The third is ignoring the editing burden. This is especially common with writing, design, and customer support tools. A tool may seem productive until you measure how much human cleanup is still required. If review time stays high, ROI disappears.
The fourth is treating free trials as proof. Trials are useful, but they are optimized environments. Teams are more forgiving during testing than they are during live use. What matters is whether the tool still performs when speed, context switching, and real deadlines enter the picture.
When the best choice is not the most advanced one
This is where mature buyers separate themselves from impulsive ones. The strongest model or most talked-about platform is not always the best business choice.
If your team needs dependable first drafts, light automation, or repeatable support assistance, a simpler tool with clearer workflows may outperform a technically stronger product. Advanced capability only matters if your team can access it consistently and without friction.

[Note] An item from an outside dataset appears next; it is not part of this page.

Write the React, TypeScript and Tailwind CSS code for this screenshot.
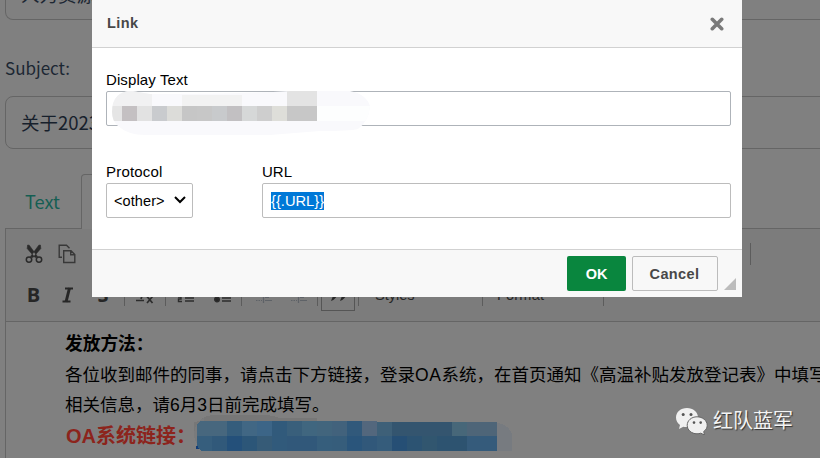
import type { ReactNode } from "react";

const CJK = "font-['Noto_Sans_CJK_SC',sans-serif]";
const UI = "font-['Liberation_Sans','Noto_Sans_CJK_SC',sans-serif]";

function Cell({ className, children }: { className: string; children?: ReactNode }) {
  return <div className={`flex shrink-0 items-center justify-center ${className}`}>{children}</div>;
}

function Sep({ className = "" }: { className?: string }) {
  return <div className={`h-[22px] w-px shrink-0 bg-[#5c5c5c] ${className}`} />;
}

function CutIcon() {
  return (
    <svg width="18" height="20" viewBox="0 0 18 20" fill="none" stroke="#2a2a2a">
      <path d="M2.6 1L4.2 1.2L12.5 12.5L10 13.5L2.2 4.5ZM15.4 1L13.8 1.2L5.5 12.5L8 13.5L15.8 4.5Z" fill="#2a2a2a" strokeWidth="0.6" />
      <circle cx="4" cy="15.6" r="2.7" strokeWidth="1.5" />
      <circle cx="14" cy="15.6" r="2.7" strokeWidth="1.5" />
    </svg>
  );
}

function CopyIcon() {
  return (
    <svg width="18" height="20" viewBox="0 0 18 20" fill="none" stroke="#383838" strokeWidth="1.4">
      <path d="M4 13.3H1.2V1.2H8.5L11.5 4.2" />
      <path d="M5.7 6.7H13L16.8 10.5V18.5H5.7Z M12.7 6.7V10.8H16.8" />
    </svg>
  );
}

function ListIcon({ kind }: { kind: "number" | "bullet" }) {
  return (
    <svg width="18" height="18" viewBox="0 0 18 18" stroke="#2c2c2c" fill="none" strokeWidth="1.4">
      <path d="M8 4.5H17M8 7.5H17M8 12H17M8 15H17" />
      {kind === "bullet" ? (
        <>
          <circle cx="3" cy="6" r="2.3" fill="#262626" />
          <circle cx="3" cy="13.5" r="2.3" fill="#262626" />
        </>
      ) : (
        <path d="M2 2H3.5V7M1 11H4V13H1.5V15.5H5" />
      )}
    </svg>
  );
}

function IndentIcon() {
  return (
    <svg width="17" height="18" viewBox="0 0 17 18" stroke="#5e6267" fill="none" strokeWidth="1.2">
      <path d="M8.5 1V17" />
      <path d="M10 4H15M10 8H15M10 11.5H14M10 14.5H17" />
      <path d="M1 14.5H7" strokeDasharray="1.5 1" />
    </svg>
  );
}

function EditorPage() {
  return (
    <div className="flex h-[458px] w-[820px] flex-col overflow-hidden bg-[#808080]">
      <div className={`ml-[5px] flex h-[20px] w-[830px] shrink-0 items-end rounded-b-[8px] border border-t-0 border-[#656565] pl-[15px] text-[18.5px] text-[#1c2733] ${CJK}`}>
        <span className="mb-[12px] leading-[26px]">人力资源部</span>
      </div>
      <div className={`ml-[5px] h-[76px] shrink-0 pt-[34px] text-[17px] leading-[28px] text-[#1c2733] ${CJK}`}>Subject:</div>
      <div className={`ml-[5px] flex h-[53px] w-[830px] shrink-0 items-center rounded-[8px] border border-[#656565] pl-[15px] text-[18.5px] text-[#17202c] ${CJK}`}>
        关于2023年高温补贴发放通知
      </div>
      <div className="ml-[5px] mt-[25px] flex h-[55px] shrink-0">
        <div className={`flex w-[76px] items-center border-b border-[#656565] pl-[20px] pt-[2px] text-[18.2px] text-[#155e53] ${CJK}`}>Text</div>
        <div className="w-[100px] rounded-t-[4px] border border-b-0 border-[#656565]" />
        <div className="flex-1 border-b border-[#656565]" />
      </div>
      <div className="ml-[5px] h-[93px] shrink-0 border-b border-l border-[#656565] bg-[#7c7c7c]">
        <div className="flex h-[50px] items-center">
          <Cell className="ml-[11px] w-[34px]"><CutIcon /></Cell>
          <Cell className="w-[32px]"><CopyIcon /></Cell>
          <Sep className="ml-[667px]" />
        </div>
        <div className={`mt-px flex h-[30px] items-center text-[#262626] ${UI}`}>
          <Cell className="ml-[10px] w-[35px] text-[20px] font-bold font-['Open_Sans',sans-serif]">B</Cell>
          <Cell className="w-[33px]">
            <svg width="14" height="16" viewBox="0 0 14 16" fill="none" stroke="#262626">
              <path d="M4 1.5H12M1.5 14.5H9.5" strokeWidth="2" />
              <path d="M8.5 1L5 15" strokeWidth="3" />
            </svg>
          </Cell>
          <Cell className="w-[38px] text-[20px] font-bold line-through font-['Open_Sans',sans-serif]">S</Cell>
          <Sep className="ml-[2px]" />
          <Cell className="w-[40px]">
            <svg width="18" height="20" viewBox="0 0 18 20" fill="none" stroke="#2c2c2c" strokeWidth="1.7">
              <path d="M3 2H14M9 2L5 14M0 15.5H8M11 11.5L16.5 18M16.5 11.5L11 18" />
            </svg>
          </Cell>
          <Sep />
          <Cell className="w-[40px]"><ListIcon kind="number" /></Cell>
          <Cell className="w-[33px]"><ListIcon kind="bullet" /></Cell>
          <Sep className="ml-[2px]" />
          <Cell className="w-[42px]"><IndentIcon /></Cell>
          <Cell className="w-[29px]"><IndentIcon /></Cell>
          <Sep className="ml-[4px]" />
          <Cell className="-mt-[2px] ml-[3px] h-[34px] w-[34px] self-center border border-[#555]">
            <svg className="mt-[4px]" width="18" height="14" viewBox="0 0 18 14" fill="#262626">
              <path d="M2 1H8V6Q7 10 2 12L4 7H2ZM11 1H17V6Q16 10 11 12L13 7H11Z" />
            </svg>
          </Cell>
          <Sep className="ml-[3px]" />
          <div className="ml-[16px] w-[107px] pt-[2px] text-[14.5px]">Styles</div>
          <Sep />
          <div className="ml-[14px] w-[106px] pt-[2px] text-[14.5px] tracking-[0.2px]">Format</div>
          <Sep />
        </div>
      </div>
      <div className={`ml-[5px] flex-1 whitespace-nowrap border-l border-[#656565] pl-[59px] pt-[7px] text-[17.5px] leading-[30.7px] text-black ${UI}`}>
        <p className="text-[17.7px] font-bold">发放方法：</p>
        <p>各位收到邮件的同事，请点击下方链接，登录<span className="tracking-[0.6px]">OA</span>系统，在首页通知《高温补贴发放登记表》中填写</p>
        <p>相关信息，请6月3日前完成填写。</p>
        <p className="pl-px text-[20px] font-bold text-[#8c241c]">OA系统链接：</p>
      </div>
    </div>
  );
}

const linkTop = ["#47677e", "#47677e", "#355d7c", "#416784", "#3c6587", "#315a7b", "#395f7b", "#40667f", "#42657d", "#42627c", "#31597b", "#53677d", "#3e6078", "#34556f", "#34556f", "#34556f", "#34556f", "#476779", "#4e6578", "#4e6578"];
const linkLow = ["#365e7d", "#31597a", "#24507a", "#2c5678", "#365b77", "#315a7b", "#31587a", "#31587a", "#365e7c", "#365d7b", "#2a557b", "#31587a", "#355c7b", "#264f75", "#2c5372", "#31566f", "#2d5370", "#2d5370", "#355b7b", "#355b7b"];

function LinkRedaction() {
  return (
    <svg className="absolute left-[194px] top-[413px]" width="320" height="40" viewBox="194 413 320 40" shapeRendering="crispEdges">
      <path d="M194 434Q196 415 216 415H262Q274 415 279 418H317V422H194Z" fill="#777" />
      <path d="M194 434Q195 421 204 418V448Q195 447 194 434Z" fill="#7a7b7c" />
      <path d="M497 423Q508 424 512 434V451H497Z" fill="#777b80" />
      {linkTop.map((c, i) => <rect key={i} x={197 + i * 15} y={i < 12 ? 421 : 422} width="15" height="15" fill={c} />)}
      {linkLow.map((c, i) => <rect key={i} x={197 + i * 15} y="436" width="15" height="15" fill={c} />)}
      <path d="M196 446L201 451H196Z" fill="#808080" />
      <path d="M196 446H198L199 449H196Z" fill="#123d78" />
      <path d="M197 421H200L197 425Z" fill="#777" />
    </svg>
  );
}

const nameLow: [number, number, string][] = [
  [112, 10, "#e5e5e5"], [122, 15, "#c4c0c2"], [137, 15, "#e2e2e2"], [152, 15, "#c9cbce"], [167, 15, "#dcdcd9"],
  [182, 15, "#c6c6c6"], [197, 15, "#c7c7c7"], [212, 15, "#c8cacc"], [227, 15, "#c2c0c2"], [242, 15, "#d6d8d8"],
  [257, 15, "#cecece"], [272, 15, "#deded9"], [287, 30, "#c7c7c7"], [317, 54, "#fdfefe"],
];

function NameRedaction() {
  return (
    <svg className="absolute left-[18px] top-[89px]" width="262" height="48" viewBox="110 89 262 48">
      <clipPath id="smear">
        <path d="M112 112Q112 91 132 91L150 94Q240 94 290 91H350Q366 94 370 106Q369 121 358 129Q350 131 320 131L270 135H145Q128 135 118 126Q112 121 112 112Z" />
      </clipPath>
      <g clipPath="url(#smear)" shapeRendering="crispEdges">
        <rect x="110" y="89" width="262" height="48" fill="#f9f9fc" />
        <rect x="110" y="89" width="42" height="17" fill="#f1f1f2" />
        <rect x="182" y="95" width="60" height="11" fill="#f2f2f2" />
        <rect x="287" y="89" width="30" height="17" fill="#e3e3e3" />
        {nameLow.map(([x, w, c]) => <rect key={x} x={x} y="106" width={w} height="15" fill={c} />)}
      </g>
    </svg>
  );
}

function LinkDialog() {
  return (
    <div className={`absolute left-[92px] top-0 flex h-[297px] w-[650px] flex-col bg-white text-[15px] leading-[18px] text-black ${UI}`}>
      <div className="flex h-[48px] items-center justify-between border-b border-[#d1d1d1] bg-[#f8f8f8] pl-[15px] pr-[18px] text-[#484848]">
        <span className="mb-[2px] text-[14.5px] font-bold tracking-[0.4px]">Link</span>
        <svg className="mt-px" width="14" height="14" viewBox="0 0 14 14" stroke="#7a7a7a" strokeWidth="3.6" strokeLinecap="round">
          <path d="M2.3 2.3L11.7 11.7M11.7 2.3L2.3 11.7" />
        </svg>
      </div>
      <div className="flex h-[201px] flex-col pl-[14px] pr-[11px] pt-[23px]">
        <label className="tracking-[0.1px]">Display Text</label>
        <div className="mt-[2px] h-[35px] rounded-[2px] border border-[#aeb3b9]" />
        <div className="mt-[37px] flex">
          <div className="w-[156px]">
            <label className="block tracking-[0.2px]">Protocol</label>
            <div className="mt-[2px] flex h-[35px] w-[87px] items-center justify-between rounded-[2px] border border-[#bcbcbc] pl-[7px] pr-[6px]">
              <span className="text-[14.5px] tracking-[0.1px]">&lt;other&gt;</span>
              <svg className="-mt-[2px]" width="12" height="8" viewBox="0 0 12 8" fill="none" stroke="#000" strokeWidth="2">
                <path d="M1 1L6 6L11 1" />
              </svg>
            </div>
          </div>
          <div className="flex-1">
            <label className="block">URL</label>
            <div className="mt-[2px] flex h-[35px] items-center rounded-[2px] border border-[#bcbcbc] pl-[8px]">
              <span className="bg-[#0078d7] text-[14.7px] text-white">{"{{.URL}}"}</span>
            </div>
          </div>
        </div>
      </div>
      <div className="flex h-[48px] items-center justify-end border-t border-[#d1d1d1] bg-[#f8f8f8] pr-[6px] text-[14.5px] font-bold">
        <div className="flex h-[35px] w-[59px] items-center justify-center rounded-[2px] bg-[#09863e] text-white">OK</div>
        <div className="ml-[6px] flex h-[35px] w-[86px] items-center justify-center rounded-[2px] border border-[#bcbcbc] pr-px text-[#484848] tracking-[0.4px]">Cancel</div>
        <svg className="ml-[6px] mt-[20px]" width="12" height="12" viewBox="0 0 12 12">
          <path d="M12 0V12H0Z" fill="#bcbcbc" />
        </svg>
      </div>
      <NameRedaction />
    </div>
  );
}

function Watermark() {
  return (
    <div className={`absolute left-[675px] top-[405px] flex items-center text-[20px] leading-[30px] text-[#f4f4f4] [text-shadow:1px_1px_1px_#333] ${CJK}`}>
      <svg width="33" height="30" viewBox="0 0 33 30" fill="#f0f0f0">
        <path d="M12 3C5.6 3 1 7.1 1 12.5C1 15.7 2.5 18.3 5 20L4 24L8.3 21.7C9.5 22 10.8 22.2 12 22C18 22 23 18 23 12.5C23 7.1 18 3 12 3Z" />
        <circle cx="8.2" cy="9.5" r="1.5" fill="#555" />
        <circle cx="16" cy="9.5" r="1.5" fill="#555" />
        <path d="M22 11.8C16.5 11.8 12.2 15.5 12.2 20.3C12.2 25 16.5 28.8 22 28.8C23.3 28.8 24.6 28.6 25.8 28.2L29.5 30L28.7 26.5C31 25 32.2 22.8 32.2 20.3C32.2 15.5 27.5 11.8 22 11.8Z" stroke="#666" strokeWidth="1" />
        <circle cx="19" cy="17.6" r="1.3" fill="#555" />
        <circle cx="25.7" cy="17.6" r="1.3" fill="#555" />
      </svg>
      <span className="ml-[5px]">红队蓝军</span>
    </div>
  );
}

export default function App() {
  return (
    <div className="relative h-[458px] w-[820px] overflow-hidden">
      <EditorPage />
      <LinkRedaction />
      <LinkDialog />
      <Watermark />
    </div>
  );
}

This is also why independent testing matters. Vendor pages are built to sell possibility. Real evaluation is about fit, tradeoffs, and whether the product holds up in daily work. No opinions without evidence is a much safer rule than trusting launch-week excitement.
Make the decision your team can actually sustain
The right AI tool should make your business feel lighter within the first few weeks. Faster execution, fewer repetitive tasks, cleaner handoffs, and a clearer path to ROI. If the product creates confusion, demands constant babysitting, or turns every task into a prompt engineering exercise, it is probably the wrong fit for your stage.
A good decision is not the one with the most upside on paper. It is the one your team will keep using because it works where work actually happens. Choose for operational reality, and the gains tend to show up quickly.